Tenuta Roveglia dates back to the 1400s. As Babettli Azzone, co-owner with her two sisters, explained, the property is named for the Roveglia family who purchased the land and properties from a monastery in the 1400s. Fast forward about 500 years, to 1900 or so, when Babettli’s great-great grandfather left Switzerland, seeking a better life and work in Italy, and began buying the land to plant grape vines for wine. Her grandfather and then her father followed suit (while also pursuing a career in medicine; these people are over-achievers!) and today Tenuta Roveglio is known for its old vines (some are 60 or more years old), its historic property and its beautiful Lugana wines.
Winemaker Paulo Fabiani and Babettli hosted a tasting of three wines, including the Catullo, which spends 24 months on its lees, developing a magical, toasty flavor accented with the signature lime zest and mouthwatering acidity of Lugana wines. We also tasted their Vendemmia Tardive (late-harvest wine, so grapes contain more sugar). While it was 14g/liter of residual sugar, it was rich but the acid of the Turbiana grape keeps that sugar in check. This would be a dream with Asian food or anything spicy.
After a nearby culture stop to see the Vittoria Emmanuele Tower, we ended our day with an amazing dinner party at Selva Capuzza. Selva Capuzza is not only a top winery in Lugana, it’s an amazing destination for visitors, with its own restaurant and apartments on the property which can be booked for holidays. As owner Luca Formentini greeted us with a glass of Lugana, I knew he looked familiar and then – bingo – I realized that he was the person I’d met in Walla Walla back in 2018 (when he was heading up the Lugana Consorzio), who first introduced me to Lugana wines. I love small world moments like this.

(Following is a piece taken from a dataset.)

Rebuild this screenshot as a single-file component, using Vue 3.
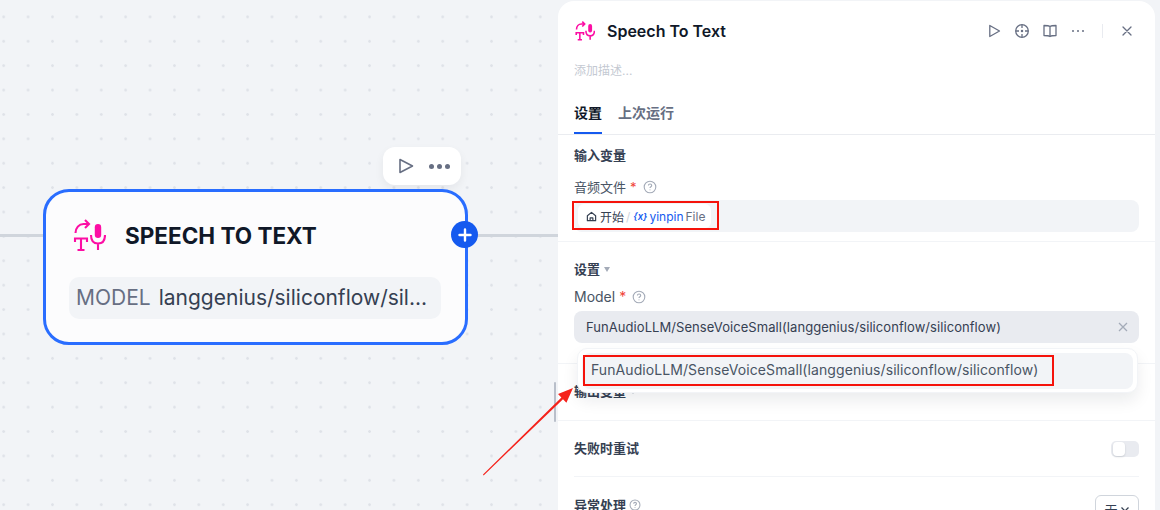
<script setup>
const modelName = 'FunAudioLLM/SenseVoiceSmall(langgenius/siliconflow/siliconflow)'
</script>

<template>
  <div class="page">
    <div class="canvas">
      <div class="wire"></div>
      <div class="toolbar">
        <svg width="20" height="20" viewBox="0 0 20 20" fill="none" stroke="#676f83" stroke-width="1.6" stroke-linejoin="round"><path d="M4 3.500 16.500 10 4 16.500Z" /></svg>
        <span class="dots"><i></i><i></i><i></i></span>
      </div>
      <div class="node">
        <div class="node-head">
          <svg class="node-icon" width="33" height="33" viewBox="13 10 33 33" fill="none" stroke="#fc0ea4" stroke-width="2.100">
            <path d="M15 33v-3.500h12v3.500M21 29.500V41M17.500 41h7M15.500 24c0-5 3.500-9 8-9h5.500M25 11l4 4-4 4" />
            <rect x="34.800" y="15" width="6.400" height="14" rx="3.200" fill="#fc0ea4" stroke="none" />
            <path d="M31 26c0 6 3 8.500 7 8.500s7-2.500 7-8.500M38 34.500V41" />
          </svg>
          <span class="node-title">SPEECH TO TEXT</span>
        </div>
        <div class="node-model"><span class="model-key">MODEL</span><span class="model-val">langgenius/siliconflow/sil...</span></div>
        <div class="plus">
          <svg width="14" height="14" viewBox="0 0 14 14" stroke="#fff" stroke-width="2.400" stroke-linecap="round"><path d="M7 1.500v11M1.500 7h11" /></svg>
        </div>
      </div>
      <div class="handle"></div>
    </div>

    <aside class="panel">
      <header class="head">
        <svg width="20" height="20" viewBox="13 10 33 33" fill="none" stroke="#fc0ea4" stroke-width="2.600">
          <path d="M15 33v-3.500h12v3.500M21 29.500V41M17.500 41h7M15.500 24c0-5 3.500-9 8-9h5.500M25 11l4 4-4 4" />
          <rect x="34.800" y="15" width="6.400" height="14" rx="3.200" fill="#fc0ea4" stroke="none" />
          <path d="M31 26c0 6 3 8.500 7 8.500s7-2.500 7-8.500M38 34.500V41" />
        </svg>
        <h1 class="title">Speech To Text</h1>
        <div class="head-tools">
          <svg width="16" height="16" viewBox="0 0 16 16" fill="none" stroke="#676f83" stroke-width="1.300" stroke-linejoin="round"><path d="M3.800 2.500 13.500 8l-9.700 5.500Z" /></svg>
          <svg width="16" height="16" viewBox="0 0 16 16" fill="none" stroke="#676f83" stroke-width="1.300"><circle cx="8" cy="8" r="6.300" /><path d="M8 1.700v3.300M8 11v3.300M1.700 8H5M11 8h3.300" /><circle cx="8" cy="8" r=".6" fill="#676f83" /></svg>
          <svg width="16" height="16" viewBox="0 0 16 16" fill="none" stroke="#676f83" stroke-width="1.300" stroke-linejoin="round"><path d="M8 3.500C7 2.700 5.500 2.500 2 2.500v10c3.500 0 5 .2 6 1 1-.8 2.500-1 6-1v-10c-3.500 0-5 .2-6 1ZM8 3.500v10" /></svg>
          <span class="dots small"><i></i><i></i><i></i></span>
          <span class="sep"></span>
          <svg width="16" height="16" viewBox="0 0 16 16" fill="none" stroke="#676f83" stroke-width="1.300" stroke-linecap="round"><path d="m4 4 8 8M12 4l-8 8" /></svg>
        </div>
      </header>
      <p class="desc">添加描述...</p>
      <nav class="tabs">
        <span class="tab active">设置</span>
        <span class="tab">上次运行</span>
      </nav>

      <section class="sec sec-input">
        <div class="sec-title">输入变量</div>
        <div class="label">音频文件 <b>*</b>
          <svg class="help" width="14" height="14" viewBox="0 0 14 14" fill="none" stroke="#a4abb8" stroke-width="1.100"><circle cx="7" cy="7" r="5.800" /><path d="M5.400 5.500c0-2.100 3.300-2.100 3.300 0 0 1.300-1.700 1.200-1.700 2.600M7 9.400v.9" /></svg>
        </div>
        <div class="field var-field">
          <span class="var-chip">
            <svg width="11" height="11" viewBox="0 0 12 12" fill="none" stroke="#354052" stroke-width="1.300" stroke-linejoin="round"><path d="M1.500 5.200 6 1.500l4.500 3.700v5.300h-9ZM4.500 10.500V7.500h3v3" /></svg>
            <span class="v-node">开始</span><span class="v-slash">/</span><span class="v-x">{x}</span><span class="v-name">yinpin</span><span class="v-type">File</span>
          </span>
        </div>
      </section>

      <section class="sec sec-settings">
        <div class="sec-title">设置 <span class="caret"></span></div>
        <div class="label model-label">Model <b>*</b>
          <svg class="help" width="14" height="14" viewBox="0 0 14 14" fill="none" stroke="#a4abb8" stroke-width="1.100"><circle cx="7" cy="7" r="5.800" /><path d="M5.400 5.500c0-2.100 3.300-2.100 3.300 0 0 1.300-1.700 1.200-1.700 2.600M7 9.400v.9" /></svg>
        </div>
        <div class="field select">
          <span>{{ modelName }}</span>
          <svg width="12" height="12" viewBox="0 0 12 12" stroke="#a4abb8" stroke-width="1.300"><path d="m2 2 8 8M10 2l-8 8" /></svg>
        </div>
        <div class="dropdown">
          <div class="option">{{ modelName }}</div>
        </div>
      </section>

      <section class="sec sec-output">
        <div class="sec-title">输出变量 <span class="caret"></span></div>
      </section>

      <section class="sec-row">
        <div class="row-inner retry">
          <span class="row-label">失败时重试</span>
          <span class="switch"><i></i></span>
        </div>
        <div class="row-inner error">
          <span class="row-label">异常处理
            <svg class="help" width="12" height="12" viewBox="0 0 14 14" fill="none" stroke="#a4abb8" stroke-width="1.200"><circle cx="7" cy="7" r="5.800" /><path d="M5.400 5.500c0-2.100 3.300-2.100 3.300 0 0 1.300-1.700 1.200-1.700 2.600M7 9.400v.9" /></svg>
          </span>
          <span class="none-btn">无
            <svg width="10" height="10" viewBox="0 0 10 10" fill="none" stroke="#354052" stroke-width="1.300"><path d="m1.500 3.500 3.500 3.500 3.500-3.500" /></svg>
          </span>
        </div>
      </section>
    </aside>

    <div class="mark mark-a"></div>
    <div class="mark mark-b"></div>
    <svg class="arrow" width="110" height="110" viewBox="0 0 110 110">
      <path d="M3 103.400 3.600 104.400 83 28.300 86.400 31.700 93 17 78 23.100 81.400 26.500Z" fill="#f5221b" />
    </svg>
  </div>
</template>

<style>
html, body { margin: 0; padding: 0; }
</style>

<style scoped>
.page {
  position: relative;
  display: flex;
  width: 1160px;
  height: 510px;
  overflow: hidden;
  background-color: #f2f4f7;
  background-image: radial-gradient(circle, #dfe2e8 1.200px, transparent 1.500px);
  background-size: 24.400px 24.400px;
  background-position: 15.900px 4.700px;
  font-family: Inter, "Noto Sans CJK SC", sans-serif;
  color: #354052;
}
.canvas { position: relative; width: 558px; flex: none; }
.wire { position: absolute; left: 0; right: 0; top: 234px; height: 3px; background: #d0d5dc; }
.toolbar {
  position: absolute; left: 383px; top: 147px; width: 78px; height: 38px;
  display: flex; align-items: center; justify-content: center; gap: 13px; box-sizing: border-box;
  padding-left: 2px;
  background: #fff; border-radius: 12px; box-shadow: 0 4px 10px rgba(16, 24, 40, .06);
}
.dots { display: inline-flex; gap: 3px; }
.dots i { width: 5px; height: 5px; border-radius: 50%; background: #676f83; }
.dots.small { gap: 2.500px; width: 16px; justify-content: center; }
.dots.small i { width: 2.500px; height: 2.500px; }
.node {
  position: absolute; left: 43px; top: 189px; width: 425px; height: 156px; box-sizing: border-box;
  background: #fcfcfd; border: 3px solid #296dff; border-radius: 26px;
  padding: 27px 24px 0 23px;
}
.node-head { display: flex; align-items: center; gap: 19px; margin-left: 4px; height: 33px; }
.node-icon { flex: none; }
.node-title { font-size: 22.500px; font-weight: 700; color: #101828; white-space: nowrap; }
.node-model {
  margin-top: 25px; height: 42px; box-sizing: border-box; padding: 0 0 1px 7px; border-radius: 10px; background: #f2f4f7;
  display: flex; align-items: center; gap: 8px; font-size: 21px; white-space: nowrap;
}
.model-key { color: #676f83; }
.model-val { color: #354052; }
.plus {
  position: absolute; right: -13px; top: 29px; width: 27px; height: 27px; border-radius: 50%;
  background: #155aef; display: flex; align-items: center; justify-content: center;
}
.handle { position: absolute; left: 554px; top: 382px; width: 2px; height: 40px; background: #b9bfca; border-radius: 1px; }
.panel {
  margin-top: 1px; width: 597px; flex: none; height: 560px; box-sizing: border-box;
  background: #fff; border-radius: 16px 16px 0 0;
}
.head { display: flex; align-items: center; height: 30px; margin-top: 15px; padding: 0 20px 0 17px; }
.title { margin: 0 0 0 12px; font-size: 16px; font-weight: 600; color: #101828; }
.head-tools { margin-left: auto; display: flex; align-items: center; gap: 12px; }
.sep { width: 1px; height: 14px; background: #e9ebf0; margin: 0 4px; }
.desc { margin: 15px 0 0 16px; font-size: 12px; line-height: 20px; color: #c4c9d2; }
.tabs { display: flex; gap: 16px; height: 38px; margin-top: 15px; padding-left: 16px; border-bottom: 1px solid #eaecf0; }
.tab { font-size: 14px; font-weight: 600; color: #676f83; line-height: 30px; height: 38px; box-sizing: border-box; padding-top: 2px; }
.tab.active { color: #101828; border-bottom: 2px solid #155aef; }
.sec { padding: 0 16px; }
.sec-input { height: 107px; border-bottom: 1px solid #f2f4f7; box-sizing: border-box; padding-top: 10px; }
.sec-title { font-size: 13px; font-weight: 600; color: #354052; line-height: 20px; display: flex; align-items: center; gap: 4px; }
.label { font-size: 13px; line-height: 18px; color: #495464; margin-top: 13px; display: flex; align-items: center; gap: 4px; }
.label b { color: #f04438; font-weight: 400; }
.help { margin-left: 2px; }
.field { height: 32px; border-radius: 8px; background: #f2f4f7; display: flex; align-items: center; }
.var-field { margin-top: 4px; padding-left: 4px; }
.var-chip {
  display: inline-flex; align-items: center; height: 24px; padding: 0 6px 0 8px; border-radius: 6px; background: #fff;
  font-size: 12px; white-space: nowrap;
}
.v-node { margin-left: 3px; color: #354052; }
.v-slash { margin: 0 3px 0 2px; color: #d0d5dc; }
.v-x { color: #155aef; font-weight: 600; font-style: italic; font-size: 9.500px; }
.v-name { margin-left: 2px; color: #155aef; font-weight: 400; }
.v-type { margin-left: 2px; color: #676f83; }
.sec-settings { position: relative; height: 122px; box-sizing: border-box; padding-top: 17px; border-bottom: 1px solid #f2f4f7; }
.caret { width: 0; height: 0; border: 3.500px solid transparent; border-top: 5px solid #a4abb8; border-bottom: 0; }
.model-label { font-size: 14px; margin-top: 9px; }
.select { margin-top: 5px; background: #e9ebf0; padding: 0 10px 0 12px; justify-content: space-between; font-size: 13px; letter-spacing: .065px; color: #354052; white-space: nowrap; }
.dropdown {
  position: absolute; left: 19px; top: 106px; width: 561px; height: 45px; box-sizing: border-box;
  padding: 4px; background: #fff; border: 1px solid #f2f4f7; border-radius: 10px;
  box-shadow: 0 8px 16px rgba(16, 24, 40, .08); z-index: 2;
}
.option {
  height: 36px; line-height: 34px; padding-left: 9px; border-radius: 8px; background: #f2f4f7;
  font-size: 14px; letter-spacing: .08px; color: #495464; white-space: nowrap;
}
.sec-output { height: 57px; box-sizing: border-box; padding-top: 17px; border-bottom: 1px solid #f2f4f7; }
.sec-row { padding: 0 16px; }
.row-inner { display: flex; justify-content: space-between; }
.retry { height: 56px; box-sizing: border-box; align-items: center; padding-bottom: 2px; border-bottom: 1px solid #f2f4f7; }
.retry .switch { margin-top: 2px; }
.error { height: 33px; align-items: flex-start; padding-top: 18px; box-sizing: border-box; }
.row-label { font-size: 13px; font-weight: 600; color: #354052; display: inline-flex; align-items: center; gap: 1px; line-height: 20px; }
.switch { width: 28px; height: 16px; border-radius: 5px; background: #e9ebf0; padding: 1px 2px; box-sizing: border-box; }
.switch i { display: block; width: 12px; height: 14px; border-radius: 4px; background: #fff; box-shadow: 0 1px 2px rgba(16, 24, 40, .15); }
.none-btn {
  width: 44px; height: 28px; box-sizing: border-box; border: 1px solid #d0d5dc; border-radius: 6px; background: #fff;
  display: inline-flex; align-items: center; justify-content: center; gap: 2px; font-size: 13px; color: #354052;
}
.mark { position: absolute; border: 2px solid #f5130b; box-sizing: border-box; z-index: 3; }
.mark-a { left: 572px; top: 201px; width: 147px; height: 29px; }
.mark-b { left: 583px; top: 355px; width: 471px; height: 31px; }
.arrow { position: absolute; left: 480px; top: 371px; z-index: 3; }
</style>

Where there is excellent food – and winemakers at every table – there is going to be a memorable night, and this was no exception. From the bresaola (dried, cured beef) to risotto to a pasta course and then local beef on a bed of polenta, this was an extravaganza of local food and wine and winemakers that no one will forget!
I have to thank Fabio Zenato, Giovanna Prandini, all of our our winery hosts and all of the winemakers who attended dinner for a magical experience. I hope this wasn’t my last visit to the region, and I hope you’ll let me know if you get a chance to try Lugana wines. Cin cin!